§ WHAT NEEDS TO BE DONE
Restate each of the lines below word for word and drop every picture.

§ AVAILABLE DATA
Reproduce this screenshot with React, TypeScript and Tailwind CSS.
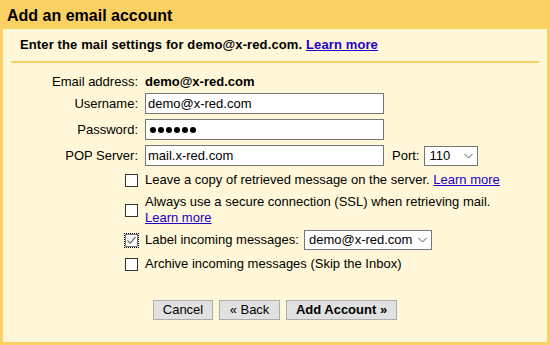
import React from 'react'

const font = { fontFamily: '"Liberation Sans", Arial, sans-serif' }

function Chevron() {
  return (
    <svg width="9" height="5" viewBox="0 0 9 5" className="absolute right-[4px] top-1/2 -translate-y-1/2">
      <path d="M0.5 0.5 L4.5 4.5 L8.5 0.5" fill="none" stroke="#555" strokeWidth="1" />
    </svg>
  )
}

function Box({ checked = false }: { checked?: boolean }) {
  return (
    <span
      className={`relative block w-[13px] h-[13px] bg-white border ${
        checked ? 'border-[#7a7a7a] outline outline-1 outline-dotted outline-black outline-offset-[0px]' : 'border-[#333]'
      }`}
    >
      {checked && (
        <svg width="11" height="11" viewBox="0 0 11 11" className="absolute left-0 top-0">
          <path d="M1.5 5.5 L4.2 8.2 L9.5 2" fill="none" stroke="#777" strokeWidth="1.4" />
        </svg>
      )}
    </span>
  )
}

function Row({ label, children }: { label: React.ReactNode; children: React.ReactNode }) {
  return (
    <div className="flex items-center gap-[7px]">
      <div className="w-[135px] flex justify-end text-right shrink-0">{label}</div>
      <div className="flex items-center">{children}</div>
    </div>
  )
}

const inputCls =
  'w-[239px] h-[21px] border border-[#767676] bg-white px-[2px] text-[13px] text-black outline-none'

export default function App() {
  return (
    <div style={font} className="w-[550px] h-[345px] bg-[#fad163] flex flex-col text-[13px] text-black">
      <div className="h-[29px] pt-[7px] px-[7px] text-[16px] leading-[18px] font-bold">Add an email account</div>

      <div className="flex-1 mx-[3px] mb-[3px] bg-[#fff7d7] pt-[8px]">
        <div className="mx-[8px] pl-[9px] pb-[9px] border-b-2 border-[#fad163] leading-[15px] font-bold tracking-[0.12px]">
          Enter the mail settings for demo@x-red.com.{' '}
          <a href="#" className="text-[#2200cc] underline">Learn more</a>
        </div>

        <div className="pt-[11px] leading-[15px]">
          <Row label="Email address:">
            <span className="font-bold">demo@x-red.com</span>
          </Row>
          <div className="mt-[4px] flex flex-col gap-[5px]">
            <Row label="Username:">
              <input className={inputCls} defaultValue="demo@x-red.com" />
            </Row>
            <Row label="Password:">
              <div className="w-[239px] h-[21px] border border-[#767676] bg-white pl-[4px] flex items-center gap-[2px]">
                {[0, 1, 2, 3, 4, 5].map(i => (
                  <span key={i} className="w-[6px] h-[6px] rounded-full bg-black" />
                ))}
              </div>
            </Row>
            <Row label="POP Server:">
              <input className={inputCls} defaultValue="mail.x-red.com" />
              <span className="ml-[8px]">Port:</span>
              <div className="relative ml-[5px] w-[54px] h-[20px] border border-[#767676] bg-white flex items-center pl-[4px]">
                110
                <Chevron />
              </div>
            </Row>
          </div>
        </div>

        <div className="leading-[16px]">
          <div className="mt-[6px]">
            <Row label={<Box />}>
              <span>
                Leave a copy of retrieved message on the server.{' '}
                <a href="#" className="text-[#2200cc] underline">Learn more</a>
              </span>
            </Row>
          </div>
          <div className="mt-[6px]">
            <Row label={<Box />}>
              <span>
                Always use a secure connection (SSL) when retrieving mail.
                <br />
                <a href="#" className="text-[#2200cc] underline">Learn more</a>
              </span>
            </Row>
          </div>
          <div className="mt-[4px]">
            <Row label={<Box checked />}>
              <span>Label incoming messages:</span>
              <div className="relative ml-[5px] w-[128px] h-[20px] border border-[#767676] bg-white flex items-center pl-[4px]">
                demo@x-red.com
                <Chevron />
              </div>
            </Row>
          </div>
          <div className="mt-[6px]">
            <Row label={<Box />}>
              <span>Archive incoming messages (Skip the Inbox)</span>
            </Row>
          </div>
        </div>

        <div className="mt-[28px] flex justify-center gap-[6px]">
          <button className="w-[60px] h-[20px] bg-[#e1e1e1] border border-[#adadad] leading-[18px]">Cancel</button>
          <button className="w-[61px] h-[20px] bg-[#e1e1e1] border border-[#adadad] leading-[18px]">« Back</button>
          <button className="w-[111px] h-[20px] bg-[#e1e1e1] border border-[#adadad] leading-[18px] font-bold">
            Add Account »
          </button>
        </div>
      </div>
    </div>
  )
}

§ RESPONSE BELOW
Reproduce this screenshot with React, TypeScript and Tailwind CSS.
import React from 'react'

const font = { fontFamily: '"Liberation Sans", Arial, sans-serif' }

function Chevron() {
  return (
    <svg width="9" height="5" viewBox="0 0 9 5" className="absolute right-[4px] top-1/2 -translate-y-1/2">
      <path d="M0.5 0.5 L4.5 4.5 L8.5 0.5" fill="none" stroke="#555" strokeWidth="1" />
    </svg>
  )
}

function Box({ checked = false }: { checked?: boolean }) {
  return (
    <span
      className={`relative block w-[13px] h-[13px] bg-white border ${
        checked ? 'border-[#7a7a7a] outline outline-1 outline-dotted outline-black outline-offset-[0px]' : 'border-[#333]'
      }`}
    >
      {checked && (
        <svg width="11" height="11" viewBox="0 0 11 11" className="absolute left-0 top-0">
          <path d="M1.5 5.5 L4.2 8.2 L9.5 2" fill="none" stroke="#777" strokeWidth="1.4" />
        </svg>
      )}
    </span>
  )
}

function Row({ label, children }: { label: React.ReactNode; children: React.ReactNode }) {
  return (
    <div className="flex items-center gap-[7px]">
      <div className="w-[135px] flex justify-end text-right shrink-0">{label}</div>
      <div className="flex items-center">{children}</div>
    </div>
  )
}

const inputCls =
  'w-[239px] h-[21px] border border-[#767676] bg-white px-[2px] text-[13px] text-black outline-none'

export default function App() {
  return (
    <div style={font} className="w-[550px] h-[345px] bg-[#fad163] flex flex-col text-[13px] text-black">
      <div className="h-[29px] pt-[7px] px-[7px] text-[16px] leading-[18px] font-bold">Add an email account</div>

      <div className="flex-1 mx-[3px] mb-[3px] bg-[#fff7d7] pt-[8px]">
        <div className="mx-[8px] pl-[9px] pb-[9px] border-b-2 border-[#fad163] leading-[15px] font-bold tracking-[0.12px]">
          Enter the mail settings for demo@x-red.com.{' '}
          <a href="#" className="text-[#2200cc] underline">Learn more</a>
        </div>

        <div className="pt-[11px] leading-[15px]">
          <Row label="Email address:">
            <span className="font-bold">demo@x-red.com</span>
          </Row>
          <div className="mt-[4px] flex flex-col gap-[5px]">
            <Row label="Username:">
              <input className={inputCls} defaultValue="demo@x-red.com" />
            </Row>
            <Row label="Password:">
              <div className="w-[239px] h-[21px] border border-[#767676] bg-white pl-[4px] flex items-center gap-[2px]">
                {[0, 1, 2, 3, 4, 5].map(i => (
                  <span key={i} className="w-[6px] h-[6px] rounded-full bg-black" />
                ))}
              </div>
            </Row>
            <Row label="POP Server:">
              <input className={inputCls} defaultValue="mail.x-red.com" />
              <span className="ml-[8px]">Port:</span>
              <div className="relative ml-[5px] w-[54px] h-[20px] border border-[#767676] bg-white flex items-center pl-[4px]">
                110
                <Chevron />
              </div>
            </Row>
          </div>
        </div>

        <div className="leading-[16px]">
          <div className="mt-[6px]">
            <Row label={<Box />}>
              <span>
                Leave a copy of retrieved message on the server.{' '}
                <a href="#" className="text-[#2200cc] underline">Learn more</a>
              </span>
            </Row>
          </div>
          <div className="mt-[6px]">
            <Row label={<Box />}>
              <span>
                Always use a secure connection (SSL) when retrieving mail.
                <br />
                <a href="#" className="text-[#2200cc] underline">Learn more</a>
              </span>
            </Row>
          </div>
          <div className="mt-[4px]">
            <Row label={<Box checked />}>
              <span>Label incoming messages:</span>
              <div className="relative ml-[5px] w-[128px] h-[20px] border border-[#767676] bg-white flex items-center pl-[4px]">
                demo@x-red.com
                <Chevron />
              </div>
            </Row>
          </div>
          <div className="mt-[6px]">
            <Row label={<Box />}>
              <span>Archive incoming messages (Skip the Inbox)</span>
            </Row>
          </div>
        </div>

        <div className="mt-[28px] flex justify-center gap-[6px]">
          <button className="w-[60px] h-[20px] bg-[#e1e1e1] border border-[#adadad] leading-[18px]">Cancel</button>
          <button className="w-[61px] h-[20px] bg-[#e1e1e1] border border-[#adadad] leading-[18px]">« Back</button>
          <button className="w-[111px] h-[20px] bg-[#e1e1e1] border border-[#adadad] leading-[18px] font-bold">
            Add Account »
          </button>
        </div>
      </div>
    </div>
  )
}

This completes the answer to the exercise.